DETAILED DESCRIPTION OF THE PREFERRED EMBODIMENTS

(7) Referring now to the details of the drawings, the present invention as shown in FIG. 1 comprises an elongated, flexible, fire-resistant, multi-layered mat 10 comprised of an elongated, fire resistant lower netting 12, an elongated fire resistant upper netting 14 and an elongated, fire-resistant, light and air-penetrable inner layer 16.

(8) The elongated, flexible, fire-resistant lower netting 12 is preferably comprised of a web of woven or roll-pressed or stamped, porous or foraminous, air and light transmissive layer of metal such as stainless steel, galvanized steel, aluminum, tin, or a fire resistant plastic or polyvinyl chloride material, as represented in FIGS. 1 and 2. Such lower netting 12 may also be comprised of a chain link type arrangement, having smaller openings of a range of one quarter inch to one inch across.
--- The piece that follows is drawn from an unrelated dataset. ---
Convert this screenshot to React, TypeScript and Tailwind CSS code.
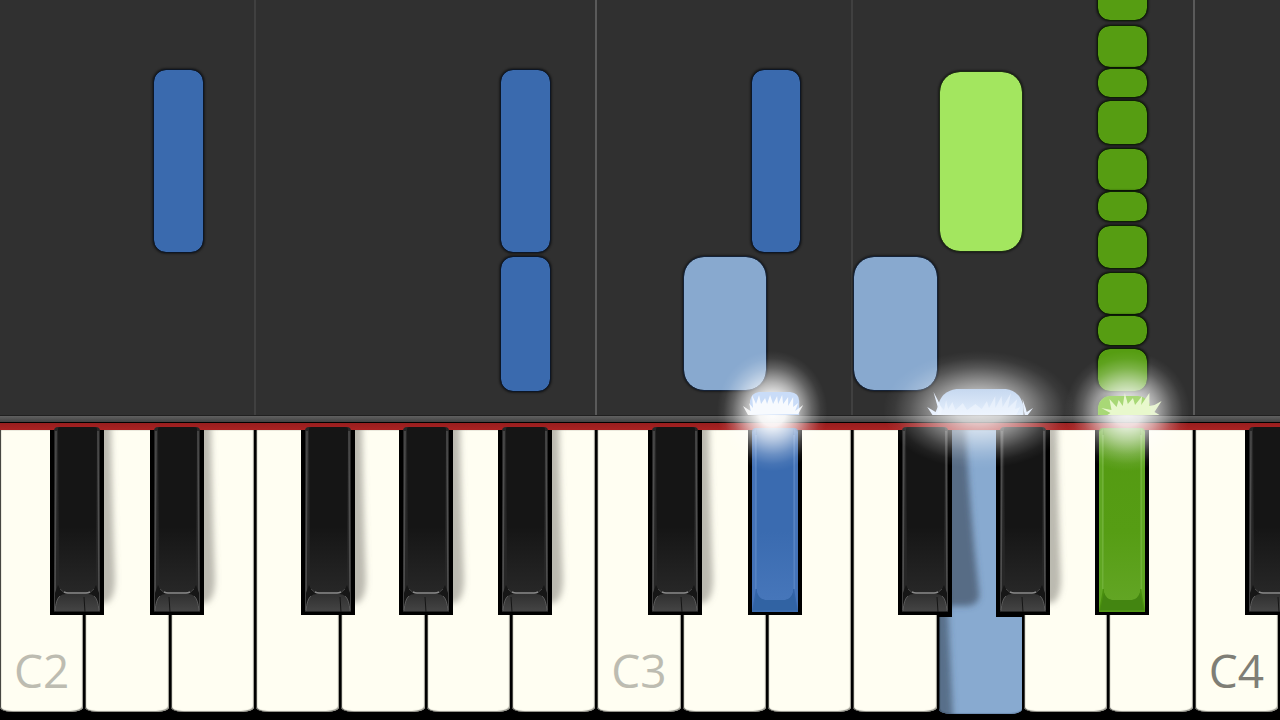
import clsx from 'clsx';

type Tone = 'blue' | 'lightBlue' | 'green' | 'lightGreen';

interface Lane {
  column: string;
  tone: Tone;
  // space between the lowest note and the strike line
  rest: number;
  // top to bottom, slot is the room a note takes up in the lane
  notes: { slot: number; height: number }[];
}

const noteTones: Record<Tone, string> = {
  blue: 'bg-[#3a6aae] outline-[#0c1626] rounded-xl',
  lightBlue: 'bg-[#88a9cf] outline-[#142238] rounded-[20px]',
  green: 'bg-[#569d12] outline-[#0e1f06] rounded-xl',
  lightGreen: 'bg-[#a3e65f] outline-[#1e2c14] rounded-[20px]',
};

const lanes: Lane[] = [
  { column: '2 / 3', tone: 'blue', rest: 163, notes: [{ slot: 182, height: 182 }] },
  { column: '4 / 5', tone: 'blue', rest: 24, notes: [{ slot: 187, height: 182 }, { slot: 134, height: 134 }] },
  { column: '6 / 8', tone: 'lightBlue', rest: 25, notes: [{ slot: 133, height: 133 }] },
  { column: '7 / 9', tone: 'blue', rest: 163, notes: [{ slot: 182, height: 182 }] },
  { column: '10 / 11', tone: 'lightBlue', rest: 25, notes: [{ slot: 133, height: 133 }] },
  { column: '12 / 13', tone: 'lightGreen', rest: 164, notes: [{ slot: 179, height: 179 }] },
  {
    column: '14 / 15',
    tone: 'green',
    rest: 0,
    notes: [
      { slot: 46, height: 40 },
      { slot: 43, height: 41 },
      { slot: 32, height: 28 },
      { slot: 48, height: 43 },
      { slot: 43, height: 41 },
      { slot: 34, height: 29 },
      { slot: 47, height: 42 },
      { slot: 43, height: 41 },
      { slot: 33, height: 29 },
      { slot: 47, height: 42 },
      { slot: 19, height: 41 },
    ],
  },
];

const whiteKeys = ['C2', 'D2', 'E2', 'F2', 'G2', 'A2', 'B2', 'C3', 'D3', 'E3', 'F3', 'G3', 'A3', 'B3', 'C4'];

interface BlackKeyData {
  name: string;
  seam: number;
  pressed?: 'blue' | 'green';
  noShadow?: boolean;
  gap?: string;
  visible?: number;
}

const blackKeys: BlackKeyData[] = [
  { name: 'C#2', seam: 35 },
  { name: 'D#2', seam: 20 },
  { name: 'F#2', seam: 40 },
  { name: 'G#2', seam: 27 },
  { name: 'A#2', seam: 14 },
  { name: 'C#3', seam: 34 },
  { name: 'D#3', seam: 19, pressed: 'blue' },
  { name: 'F#3', seam: 40, noShadow: true, gap: 'M40 187h14v3H40z' },
  { name: 'G#3', seam: 27, gap: 'M0 187h27v3H0z' },
  { name: 'A#3', seam: 14, pressed: 'green' },
  { name: 'C#4', seam: 34, visible: 35 },
];

function KeyDefs() {
  return (
    <svg className="absolute h-0 w-0" aria-hidden="true">
      <defs>
        <linearGradient id="face" x1="0" y1="0" x2="0" y2="1">
          <stop offset="0" stopColor="#151515" />
          <stop offset="0.6" stopColor="#151515" />
          <stop offset="1" stopColor="#272727" />
        </linearGradient>
        <linearGradient id="cap" x1="0" y1="0" x2="0" y2="1">
          <stop offset="0" stopColor="#303030" />
          <stop offset="1" stopColor="#444" />
        </linearGradient>
        <linearGradient id="blueFace" x1="0" y1="0" x2="0" y2="1">
          <stop offset="0" stopColor="#3a6bb0" />
          <stop offset="0.6" stopColor="#3a6bb0" />
          <stop offset="1" stopColor="#4676ba" />
        </linearGradient>
        <linearGradient id="greenFace" x1="0" y1="0" x2="0" y2="1">
          <stop offset="0" stopColor="#549a12" />
          <stop offset="0.6" stopColor="#569d14" />
          <stop offset="1" stopColor="#62a524" />
        </linearGradient>
        <linearGradient id="wideNote" x1="0" y1="0" x2="0" y2="1">
          <stop offset="0" stopColor="#c6d8f0" />
          <stop offset="1" stopColor="#e6f0fd" />
        </linearGradient>
        <filter id="soft" x="-50%" y="-10%" width="200%" height="120%">
          <feGaussianBlur stdDeviation="3" />
        </filter>
        <clipPath id="belowBar">
          <path d="M0 3h100v190H0z" />
        </clipPath>
      </defs>
    </svg>
  );
}

function RaisedKey({ seam, noShadow, gap, visible }: BlackKeyData) {
  return (
    <svg
      viewBox={visible ? '0 0 35 188' : '0 0 54 188'}
      preserveAspectRatio="none"
      className="block h-full w-full overflow-visible"
      aria-hidden="true"
    >
      {!noShadow && (
        <g clipPath="url(#belowBar)">
          <path d="M40-8h21q1 80 4 160 0 18-8 24H40z" fill="#77766d" fillOpacity="0.5" filter="url(#soft)" />
        </g>
      )}
      <rect y="3" width="54" height="185" fill="#000" />
      {gap && <path d={gap} fill="#000" />}
      <path d="M4 185V4q0-4 4-4h38q4 0 4 4v181z" fill="#262626" />
      <path d="M5 183 6 4M49 183 48 4" stroke="#4e4e4e" strokeWidth="1.5" fill="none" />
      <path d="M8 2q0-2 2-2h34q3 0 3 2l-1 155q-1 8-9 9H17q-7-1-8-9z" fill="url(#face)" />
      <path d="M8 158q2 6 9 8h20q7-2 9-8l3 8v18H5v-18z" fill="#161616" />
      <path d="M5 184q1-12 5-15 2-2 6-2h22q4 0 6 2 4 3 5 15z" fill="url(#cap)" />
      <path d="M10 162q3 4 8 4h18q5 0 8-4" stroke="#484848" strokeWidth="1" fill="none" />
      <path d="M14 165q2 1 4 1h18q2 0 4-1" stroke="#888" strokeWidth="1.6" fill="none" />
      <path d="M5 184q1-12 5-15M49 184q-1-12-5-15" stroke="#5b5b5b" strokeWidth="1" fill="none" />
      <path d={`M${seam - 1} 170L${seam} 185`} stroke="#151515" strokeWidth="1" />
    </svg>
  );
}

function PressedKey({ tone }: { tone: 'blue' | 'green' }) {
  const blue = tone === 'blue';
  return (
    <svg viewBox="0 0 54 188" preserveAspectRatio="none" className="block h-full w-full" aria-hidden="true">
      <rect y="3" width="54" height="185" fill="#000" />
      <path d="M4 185V5q0-4 4-4h38q4 0 4 4v180z" fill={blue ? '#3464a8' : '#4a900f'} />
      <path d="M4 184V5l4-3v160zM50 184V5l-4-3v160z" fill={blue ? '#4473b8' : '#5fa622'} />
      <path d="M8 162V8M46 162V8" stroke={blue ? '#6693cf' : '#82bf4a'} strokeWidth="1" />
      <path d="M9 2h36v163q-2 7-8 8H17q-6-1-8-8z" fill={`url(#${tone}Face)`} />
      <path d="M9 166q2 6 8 7h20q6-1 8-7l4 18H5z" fill={blue ? '#3163a3' : '#438511'} />
      <path d="M4 184h46" stroke={blue ? '#4273b3' : '#5ba01d'} strokeWidth="1" />
    </svg>
  );
}

function WhiteKey({ name }: { name: string }) {
  const pressed = name === 'G3';
  const labelled = name.startsWith('C');
  return (
    <button
      type="button"
      aria-label={name}
      aria-pressed={pressed}
      className={clsx(
        'mr-0.5 flex items-end overflow-hidden rounded-b-[12px_5px]',
        pressed
          ? 'h-[284px] bg-[#88aad0] shadow-[inset_0_-1px_1px_#6f8fb5,inset_1px_0_1px_#000]'
          : 'h-[282px] bg-[#fffef2] shadow-[inset_1px_0_1px_#33332f,inset_-1px_-1px_1px_#99988f]',
      )}
    >
      {pressed && (
        <svg viewBox="0 0 83 284" preserveAspectRatio="none" className="h-full w-full" aria-hidden="true">
          <path d="M0-12h26q4 90 14 176 1 10-12 12H0z" fill="#3e4c60" fillOpacity="0.66" filter="url(#soft)" />
          <path d="M-8 160H8l6 130H-8z" fill="#36485a" fillOpacity="0.6" filter="url(#soft)" />
        </svg>
      )}
      {labelled && (
        <span
          className={clsx(
            "pb-[10px] pl-[14px] font-['Open_Sans',sans-serif] text-[46px] leading-[64px]",
            name === 'C4' ? 'text-[#7f7e76]' : 'text-[#bdbcb1]',
          )}
        >
          {name}
        </span>
      )}
    </button>
  );
}

function BlueSparks() {
  return (
    <svg viewBox="0 0 62 30" preserveAspectRatio="none" className="h-full w-[54%]" aria-hidden="true">
      <path d="M7 30V16q1-8 9-9h31q9 1 9 9v14z" fill="#c9dcf8" />
      <path
        d="M5 30 0 21l6 4 2 1-2-8 4 5-1-13 4 9 3-9 2 9 4-6 2 6 3-9 3 9 4-8 1 8 4-9 1 9 5-7v9l5-9v10l5-4-3 8 8-6-5 9z"
        fill="#fff"
        fillOpacity="0.85"
      />
    </svg>
  );
}

function WideSparks() {
  return (
    <svg viewBox="0 0 110 30" preserveAspectRatio="none" className="h-full w-[60%]" aria-hidden="true">
      <path d="M15 30V22Q18 6 33 4h47q14 2 17 18v8z" fill="url(#wideNote)" />
      <path d="M10 30 5 22l8 5 2-5-4-15 6 12 2 6-1 5zM98 30l-1-6-1-10 3 9 1 4 6-4-5 7z" fill="#e9f2ff" />
      <path
        d="M14 30l3-10 4 5 2-10 2 9 4-7 3 8 7-7 4 7 8-6 6 5 5-8 2 7 6-12v12l6-12 1 11 8-14-3 15 9-9-2 10 5-2-4 8z"
        fill="#f5faff"
        fillOpacity="0.5"
      />
    </svg>
  );
}

function GreenSparks() {
  return (
    <svg viewBox="0 0 70 30" preserveAspectRatio="none" className="h-full w-[56%]" aria-hidden="true">
      <path d="M7 30V22q2-10 11-11h28q10 1 12 11v8z" fill="#a8d876" />
      <path
        d="M16 30l3-2-9-5 10 2-2-11 7 8 2-7 4 6 2-13 3 11 5-6 2 7 7-9-1 9 8-12v13l5-1 7-4-7 11 5 3z"
        fill="#eefcd6"
        fillOpacity="0.9"
      />
    </svg>
  );
}

function HitGlow({ kind }: { kind: 'blue' | 'wide' | 'green' }) {
  return (
    <div
      className={clsx(
        'pointer-events-none absolute -top-16 h-32',
        kind === 'blue' &&
          'left-[56%] w-[9%] bg-[radial-gradient(closest-side_at_48%_47%,#ffffff,#fffffff0_25%,#ffffffa0_48%,#ffffff40_72%,#ffffff10_88%,transparent)]',
        kind === 'wide' &&
          'left-[69%] w-[15%] bg-[radial-gradient(closest-side_at_50%_46%,#ffffffd0,#ffffffb8_25%,#ffffff78_48%,#ffffff30_72%,#ffffff0c_88%,transparent)]',
        kind === 'green' &&
          'left-[83%] w-[10%] bg-[radial-gradient(closest-side_at_51%_47%,#fffffff0,#ffffffd8_25%,#ffffff90_48%,#ffffff38_72%,#ffffff0e_88%,transparent)]',
      )}
    >
      <div className="flex h-1/2 items-end justify-center">
        <div className="flex h-[30px] w-full justify-center">
          {kind === 'blue' && <BlueSparks />}
          {kind === 'wide' && <WideSparks />}
          {kind === 'green' && <GreenSparks />}
        </div>
      </div>
    </div>
  );
}

function NoteRoll() {
  return (
    <section className="grid min-h-[415px] flex-1 overflow-hidden bg-[#303030]">
      <div className="col-start-1 row-start-1 grid grid-cols-[256fr_341fr_256fr_342fr_85fr]">
        <div className="border-r-2 border-[#404040]" />
        <div className="border-r-2 border-[#5a5a5a]" />
        <div className="border-r-2 border-[#404040]" />
        <div className="border-r-2 border-[#5a5a5a]" />
      </div>
      <div className="col-start-1 row-start-1 grid h-[415px] grid-cols-[154fr_49fr_298fr_49fr_134fr_68fr_14fr_34fr_54fr_83fr_3fr_82fr_76fr_49fr_133fr] self-end">
        {lanes.map((lane) => (
          <div
            key={lane.column}
            className="row-start-1 flex min-h-0 flex-col justify-end"
            style={{ gridColumn: lane.column, paddingBottom: lane.rest }}
          >
            {lane.notes.map((note, index) => (
              <div key={index} className="shrink-0" style={{ height: note.slot }}>
                <div
                  className={clsx('shadow-[0_0_2px_2px_#00000070] outline', noteTones[lane.tone])}
                  style={{ height: note.height }}
                />
              </div>
            ))}
          </div>
        ))}
      </div>
    </section>
  );
}

function Keyboard() {
  return (
    <section className="relative bg-black">
      <KeyDefs />
      <div className="h-2 border-y border-black border-t-[#202020] bg-linear-to-b from-[#606060] to-[#424242]" />
      <div className="h-[7px] bg-linear-to-b from-[#981e1e] to-[#aa2222]" />
      <div className="grid h-[290px] grid-cols-15 items-start">
        {whiteKeys.map((name) => (
          <WhiteKey key={name} name={name} />
        ))}
      </div>
      {/* black keys lie over the white ones, odd columns are the gaps */}
      <div className="pointer-events-none absolute inset-x-0 top-3 grid h-[188px] grid-cols-[50fr_54fr_46fr_54fr_97fr_54fr_44fr_54fr_45fr_54fr_96fr_54fr_46fr_54fr_96fr_54fr_44fr_54fr_45fr_54fr_96fr_35fr]">
        {blackKeys.map((key, index) => (
          <button
            key={key.name}
            type="button"
            aria-label={key.name}
            aria-pressed={Boolean(key.pressed)}
            className="pointer-events-auto row-start-1 h-[188px]"
            style={{ gridColumnStart: index * 2 + 2 }}
          >
            {key.pressed ? <PressedKey tone={key.pressed} /> : <RaisedKey {...key} />}
          </button>
        ))}
      </div>
      <HitGlow kind="blue" />
      <HitGlow kind="wide" />
      <HitGlow kind="green" />
    </section>
  );
}

export default function App() {
  return (
    <main className="flex min-h-screen flex-col overflow-hidden bg-black">
      <NoteRoll />
      <Keyboard />
    </main>
  );
}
(9) The elongated, flexible, fire-resistant upper netting 14 is also preferably comprised of a woven or roll-pressed or stamped, foraminous, porous, air and light transmissive layer of metal such as stainless steel, galvanized steel, aluminum, tin, or a fire resistant plastic or polyvinyl chloride material, as represented in FIGS. 2 and 3. Such upper netting 14 may also be comprised of a chain link (fence) type arrangement 18, having smaller openings 20 of a range of one quarter inch to one inch across.

(10) The constructed mat assembly 10, as represented in FIGS. 1 and 3, has a preferable thickness T of about 0.1 to about 2.0 inches, and an open internal areas A (interstices) of zero to about 80 percent, preferably 30 to 80 percent, as measured by light transmissive or light transparency. A lamp 24 is shown in represented in FIG. 3 casting light rays 26 through the mat assembly 10, wherein 30 to 80 percent of those light rays 26 are allowed to pass all the way through, as 26L, onto a lower examination surface 35.

(11) The elongated, fire-resistant, light and air penetrable inner layer 16 is comprised of an elongated fibrous matrix comprised preferably of a stone or rock wool material, such as for example, fiberized Basalt, a common treatable rock. Such a source fiber F, meaning for example, Basalt or other rock adaptable wool, vegetation-supportive matrix, is processed into longer fiber by a melting/treating of the slag or mineral, through a treatment chamber 28, as represented in FIG. 4.

(12) This longer fiber is created by a grinding or milling roll arrangement 30 and spun or milled in a further chamber 32, so as to become a usable length of inner layer material 34. Those usable lengths of fire-resistant fiber 34 may be deposited as the inner layer on a fire-resistant lower web 36, and covered with an upper fire-resistant web 38 from a supply roll 40 as represented in FIG. 5, for the production of the fire-resistant mat assembly 10, after passing through a proper treatment works, such as an oven 42, wherein subsequently, treatment rollers, tack welding, stitching and binder application 44 are provided.

(13) The upper and lower webs 14 and 12 in further embodiments may be comprised of for example, a wire mesh, synthetic extruded netting or synthetic yarn or a combination thereof, woven into a net. Such components are preferably fire resistant, for this particular embodiment, inasmuch as they initially contain and secure the inner layer for a sufficient length of time to establish proper ground positioning of the mat.

(14) The source fiber F may be spun or otherwise processed into long yarns and used to replace the thread in a fire-resistant stitch bonded product. The source fiber may itself be spun or processed into long yarns and woven into a net that is utilized as a replacement for the upper and lower metallic earlier described netting, on a stitch bonded, tack welded or stapled multi-layered product. The source fiber may be spun into long yarns entangled or wrapped in conjunction with other components (steel mesh, synthetic mesh, etc) to form advantageous configurations of foraminous mats. The source fiber F may also be spun into long yarns woven into a continuous matrix or web that forms a three-dimensional array, absent fiber and stitching or inclusive of fiber and stitching.

(15) Alternatively, such fiber matrix may be formed without either or both the upper and lower nets, by an adhesive binder, a thermoplastic resin, a heat welding, tack welding or heat treatment of the fibers F for insuring tacked fiber adhesion of the milled mineral wool or metallic wool (for example, steel wool) to one another at disparate locations thereon sufficient to form a flexible, ground-depositable layer of fire resistant, ground erosion minimizing protection, with or without either or both the upper and/or lower layer of fire-resistant or synthetic, or eventually degradable enclosure nets.

(16) The fibers and yarns are preferably thicker and longer than the source fiber of the parent mineral wool. Dimensions may vary, however, are sufficient to develop a matrix, yarn or fiber to meet specification. Typically, the fill fiber has dimensions ranging from 0.01 inches to 0.1 inches thick and from 0.25 inches up to 12 inches in length. The finished yarn preferably ranges from 0.01 inches to 0.75 inches thick and from a few inches to tens of thousands of feet long.

(17) The present inventive elongated mat is constituted by the Basalt or stone wool matrix and metalized or fire resistant upper and lower layers for long term enablement of sunlight to pass through, to resist the spread of fires, to reduce ground erosion, and especially to aid in the establishment.